“Era un conversatore amabile e signorile. Dai tratti quasi regali. Ma era stato, soprattutto, il Presidente della Repubblica francese, prima di diventare l’architetto della nuova Costituzione europea” scriveva più di venti anni fa Piero Orteca, in un articolo che, salvo molti dei protagonisti di allora scomparsi, potrebbe far parte della pagina politica di oggi.
Valery Giscard d’Estaing era davanti a me in quel lontano 2003, seduto a tavola, in campagna, all’aperto, nella tenuta agricola del barone Scammacca del Murgo, sull’Etna. Era venuto a ritirare il Premio internazionale Bonino-Pulejo a Messina, e io avevo avuto il privilegio di poterlo accompagnare. Forse gli ero simpatico, perché gli avevo raccontato che il mio povero francese non era frutto di studi. L’avevo imparato massacrandomi la schiena nelle vigne della Borgogna. E lui, che amava il vino, apprezzava. Era un esteta di questa cultura. Avrebbe parlato ore intere sulla differenza non tra un vino e l’altro, ma tra una bottiglia “renana” e una “bordolese”. Insomma, con in mano un calice di sublimi uvaggi di nerelli (mascalese e cappuccio) il Presidente della Convenzione si sciolse, come il più affabile degli amiconi.
Lui era venuto a Messina perché questa città “ha un significato particolare per l’Europa”. Un’ammissione che mi riempì d’orgoglio, ma che mi fece anche diventare più ardito: come vedeva, Monsieur Le President il futuro di un’istituzione che ancora (persino a quell’epoca) non riusciva a darsi un assetto stabile e un insieme di regole certe? E qui, a oltre vent’anni di distanza, va osservato una sorta di “tradimento” dello Spirito di Messina, cioè un venir meno di quell’approccio “gradualista” che aveva consentito all’Unione di crescere, step-by-step, superando gli egoismi e le clausole condizionali poste dai singoli Stati.
Cosi, con singolare lungimiranza sostenuta dalla sua indiscutibile esperienza di statista, Giscard mi confessò tutte le sue perplessità sul processo di “allargamento” dell’Unione. Le economie “di scala” o i processi che aumentano la capacità contrattuale di una istituzione funzionano, sottolineò l’ex Presidente della Francia, se non introducono nuova instabilità nel sistema. Cosa che purtroppo si è verificata quando, all’inizio del nuovo millennio, il processo di allargamento è stato accelerato in maniera irrazionale.
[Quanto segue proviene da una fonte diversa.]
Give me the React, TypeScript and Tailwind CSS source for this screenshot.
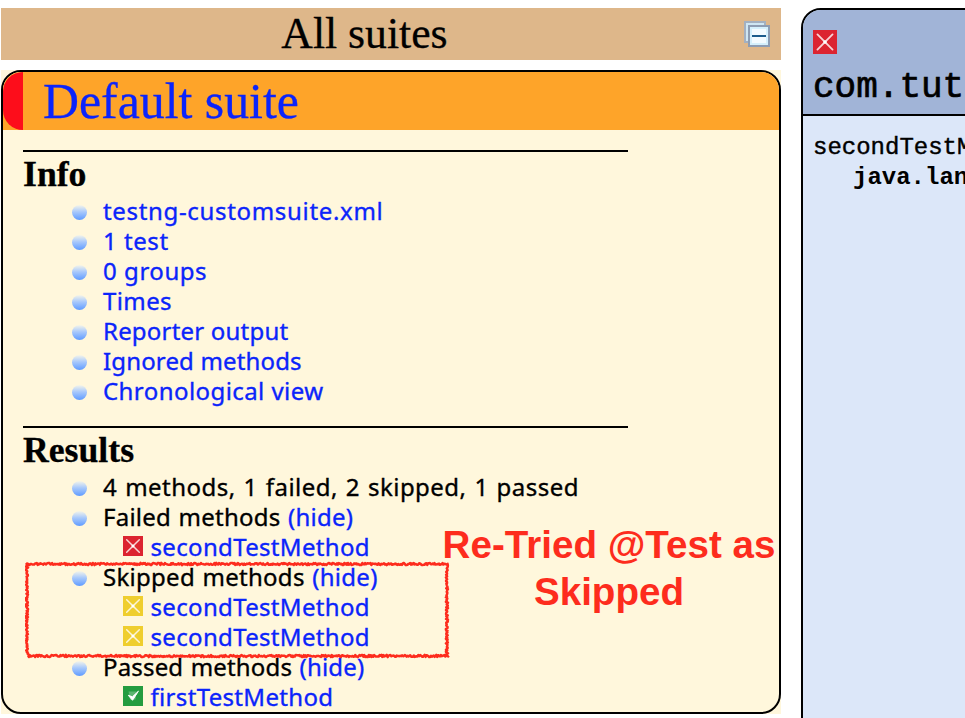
import type { ReactNode } from "react";

const RED = "#dc2430";
const YELLOW = "#efce2e";

function CrossIcon({ size, color }: { size: number; color: string }) {
  return (
    <svg width={size} height={size} viewBox="0 0 20 20" className="block shrink-0">
      <rect width="20" height="20" fill={color} />
      <path d="M3.7 3.7 16.3 16.3M16.3 3.7 3.7 16.3" stroke="#fff" strokeOpacity=".8" strokeWidth="1.5" strokeLinecap="round" />
      <circle cx="10" cy="10" r="1.5" fill="#fff" />
    </svg>
  );
}

function CheckIcon() {
  return (
    <svg width="20" height="20" viewBox="0 0 20 20" className="block shrink-0">
      <rect width="20" height="20" fill="#249c40" />
      <path d="M5.5 5.5h8l-1 8H7z" fill="#fff" fillOpacity=".25" />
      <path d="M5.3 9.3 9.5 14.3 15.4 5.2 9.4 10.8z" fill="#fff" stroke="#fff" strokeWidth="1" strokeLinejoin="round" />
    </svg>
  );
}

function CollapseIcon() {
  return (
    <svg width="26" height="26" viewBox="0 0 26 26" className="block">
      <rect x="0" y="0" width="22" height="22" fill="#a3b0c0" />
      <rect x="2" y="2" width="18" height="18" fill="#cfe6f2" />
      <rect x="4" y="4" width="22" height="22" fill="#8d9db3" />
      <rect x="6" y="6" width="18" height="18" fill="#d5f0fc" />
      <rect x="8" y="8" width="14" height="14" fill="#f3fbff" />
      <rect x="8" y="14" width="14" height="2" fill="#1c5c8c" />
    </svg>
  );
}

function Bullet() {
  return (
    <span className="mr-4 ml-[49px] h-[15px] w-[15px] shrink-0 rounded-full bg-linear-to-b from-[#f6f5e8] via-[#a9c9fb] via-45% to-[#5f9bff]" />
  );
}

function Item({ children, tracking = "tracking-[0.4px]" }: { children: ReactNode; tracking?: string }) {
  return (
    <li className="flex h-[30px] items-center whitespace-pre">
      <Bullet />
      <span className={`-mt-[2px] ${tracking}`}>{children}</span>
    </li>
  );
}

function Method({ icon, name }: { icon: ReactNode; name: string }) {
  return (
    <li className="flex h-[30px] items-center gap-[7.5px] pl-[100px] tracking-[0.33px]">
      <span className="-mt-[4px]">{icon}</span>
      <a className="-mt-[2px] text-[#0b24fb]">{name}</a>
    </li>
  );
}

const Link = ({ children }: { children: ReactNode }) => <a className="text-[#0b24fb]">{children}</a>;

// Deterministic noise keeps the crayon outline stable between renders.
function noise(n: number) {
  const v = Math.sin(n * 127.1) * 43758.5453;
  return v - Math.floor(v) - 0.5;
}

function roughLine(x1: number, y1: number, x2: number, y2: number, seed: number) {
  const horizontal = y1 === y2;
  const steps = Math.floor(Math.max(Math.abs(x2 - x1), Math.abs(y2 - y1)) / 0.9);
  let d = "";
  for (let i = 0; i <= steps; i++) {
    const t = i / steps;
    const j = noise(i + seed) * 2.2;
    const x = x1 + (x2 - x1) * t + (horizontal ? 0 : j);
    const y = y1 + (y2 - y1) * t + (horizontal ? j : 0);
    d += `${i ? "L" : "M"}${x.toFixed(2)} ${y.toFixed(2)}`;
  }
  return d;
}

function CrayonBox() {
  const d = [
    roughLine(1, 3, 423, 3, 11),
    roughLine(422, 2, 422, 95, 503),
    roughLine(3, 95, 424, 95, 907),
    roughLine(2, 2, 2, 94, 1301),
  ].join("");
  return (
    <svg width="428" height="99" viewBox="0 0 428 99" className="absolute top-[489px] left-[22px]">
      <path d={d} fill="none" stroke="#fd2c1d" strokeWidth="2.5" strokeLinejoin="round" />
    </svg>
  );
}

function SectionTitle({ children }: { children: ReactNode }) {
  return (
    <h3 className="h-[45px] w-[605px] border-t-2 border-black pt-[2px] font-['Liberation_Serif',serif] text-[35.7px] leading-[40px] font-bold tracking-normal [-webkit-text-stroke:0.3px]">
      {children}
    </h3>
  );
}

export default function App() {
  return (
    <div className="flex h-[718px] w-[965px] overflow-hidden bg-white pt-2 pl-px text-black">
      <div className="w-[780px] shrink-0">
        <header className="flex h-[52px] items-center bg-[#deb78a] pr-[11px]">
          <h1 className="-mt-[2px] flex-1 pr-[16px] text-center font-['Liberation_Serif',serif] text-[43.7px] leading-[50px] [-webkit-text-stroke:0.3px]">All suites</h1>
          <CollapseIcon />
        </header>

        <main className="mt-[10px] h-[644px] bg-[#fff7dc]">
          <div className="relative h-[644px] rounded-[20px] border-2 border-black">
            <div className="flex h-[58px] overflow-hidden rounded-t-[18px] bg-[#fea429]">
              <div className="w-5 rounded-l-[20px] bg-[#fd0d1b]" />
              <h2 className="pl-5 font-['Liberation_Serif',serif] text-[49.8px] leading-[59px] text-[#0b24fb] [-webkit-text-stroke:0.3px]">Default suite</h2>
            </div>

            <div className="pt-5 pl-5 font-['Noto_Sans',sans-serif] text-[24px] leading-[30px] [-webkit-text-stroke:0.35px]">
              <section>
                <SectionTitle>Info</SectionTitle>
                <ul className="mt-[2px]">
                  <Item tracking="tracking-[0.67px]"><Link>testng-customsuite.xml</Link></Item>
                  <Item tracking="tracking-[0.55px]"><Link>1 test</Link></Item>
                  <Item tracking="tracking-[0.55px]"><Link>0 groups</Link></Item>
                  <Item><Link>Times</Link></Item>
                  <Item tracking="tracking-[0.2px]"><Link>Reporter output</Link></Item>
                  <Item tracking="tracking-[0.15px]"><Link>Ignored methods</Link></Item>
                  <Item tracking="tracking-[0.43px]"><Link>Chronological view</Link></Item>
                </ul>
              </section>
              <section className="mt-[19px]">
                <SectionTitle>Results</SectionTitle>
                <ul className="mt-[2px]">
                  <Item tracking="tracking-[0.48px] [word-spacing:1.2px]">4 methods, 1 failed, 2 skipped, 1 passed</Item>
                  <Item tracking="tracking-[0.25px] [word-spacing:1px]">Failed methods <Link>(hide)</Link></Item>
                  <Method icon={<CrossIcon size={20} color={RED} />} name="secondTestMethod" />
                  <Item tracking="tracking-[0.28px] [word-spacing:1px]">Skipped methods <Link>(hide)</Link></Item>
                  <Method icon={<CrossIcon size={20} color={YELLOW} />} name="secondTestMethod" />
                  <Method icon={<CrossIcon size={20} color={YELLOW} />} name="secondTestMethod" />
                  <Item tracking="tracking-[0.17px] [word-spacing:1px]">Passed methods <Link>(hide)</Link></Item>
                  <Method icon={<CheckIcon />} name="firstTestMethod" />
                </ul>
              </section>
            </div>

            <CrayonBox />
            <p className="absolute top-[449px] left-[436px] w-[340px] text-center font-['Liberation_Sans',sans-serif] text-[38.6px] leading-[47px] font-bold whitespace-nowrap text-[#fd2c1d]">
              Re-Tried @Test as
              <br />
              Skipped
            </p>
          </div>
        </main>
      </div>

      <aside className="ml-5 h-[740px] w-[400px] shrink-0 rounded-tl-[20px] border-2 border-black bg-[#dce7f9] font-['Liberation_Mono',monospace] whitespace-nowrap">
        <div className="h-[106px] rounded-tl-[18px] border-b-2 border-black bg-[#a1b4d7] pt-5 pl-[10px]">
          <CrossIcon size={24} color={RED} />
          <div className="mt-[12px] text-[36px] leading-[44px] [-webkit-text-stroke:0.7px]">com.tut</div>
        </div>
        <div className="pt-[17px] pl-[10px] text-[24px] leading-[30px]">
          <div className="[-webkit-text-stroke:0.4px]">secondTestM</div>
          <div className="pl-10 font-bold">java.lan</div>
        </div>
      </aside>
    </div>
  );
}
Era stato il Ministro degli Esteri francese Robert Schumann, nel 1950, a tracciare la via, proponendo la formazione della Comunità economica del carbone e dell’acciaio. Fu quella l’origine di un progetto che aveva bisogno dei suoi tempi per maturare. E fu ciò che fece Messina: tracciare un modello gradualista, che portò, attraverso un proficuo confronto, ai Trattati di Roma del 1957. E poi alla Comunità economica europea, fino all’Unione nel 1992.
“Col Cancelliere tedesco Helmuth Schmidt avevamo le stesse idee sull’Europa – ha confessato Giscard in un’intervista concessa a L’Espresso – un’Europa a nove membri, i sei Paesi fondatori più la Gran Bretagna, la Danimarca e l’Irlanda. Adesso siamo 28: l’Europa non è più governabile e non è governata”. Nella stessa intervista l’ex Presidente spiega anche, con grande dovizia di particolari, quanto abbia pesato, a suo giudizio, l’allargamento “forzato” dell’UE verso est.
“Fino alla caduta dell’Unione Sovietica, l’Europa era abbastanza omogenea e poteva prendere decisioni comuni. Ma negli anni ‘90 si è divisa e da allora ci sono state due Europe. Giornalisti e opinione pubblica ancora oggi non riescono a distinguerle. I giornalisti chiamano Europa sia la zona Euro, ovvero l’Europa dei Paesi Fondatori che ha trovato la sua espressione nel Trattato di Maastricht del 1992, sia l’Europa a 28, ovvero l’Europa della Grande Espansione degli anni Duemila.
Questa ha interessato i Paesi che erano nella sfera comunista, e dunque i Paesi più poveri, con dei bisogni considerevoli. La negoziazione con loro non è stata portata avanti correttamente perché non è stato messo in evidenza che l’Europa è anche un progetto politico. Abbiamo permesso che si accontentassero solo di ricercare e ottenere vantaggi economici”. Non l’Europa dei popoli, dunque, ma solo quella dei “consumatori” e degli “assistiti”. Si, lo “Spirito di Messina” è stato tradito.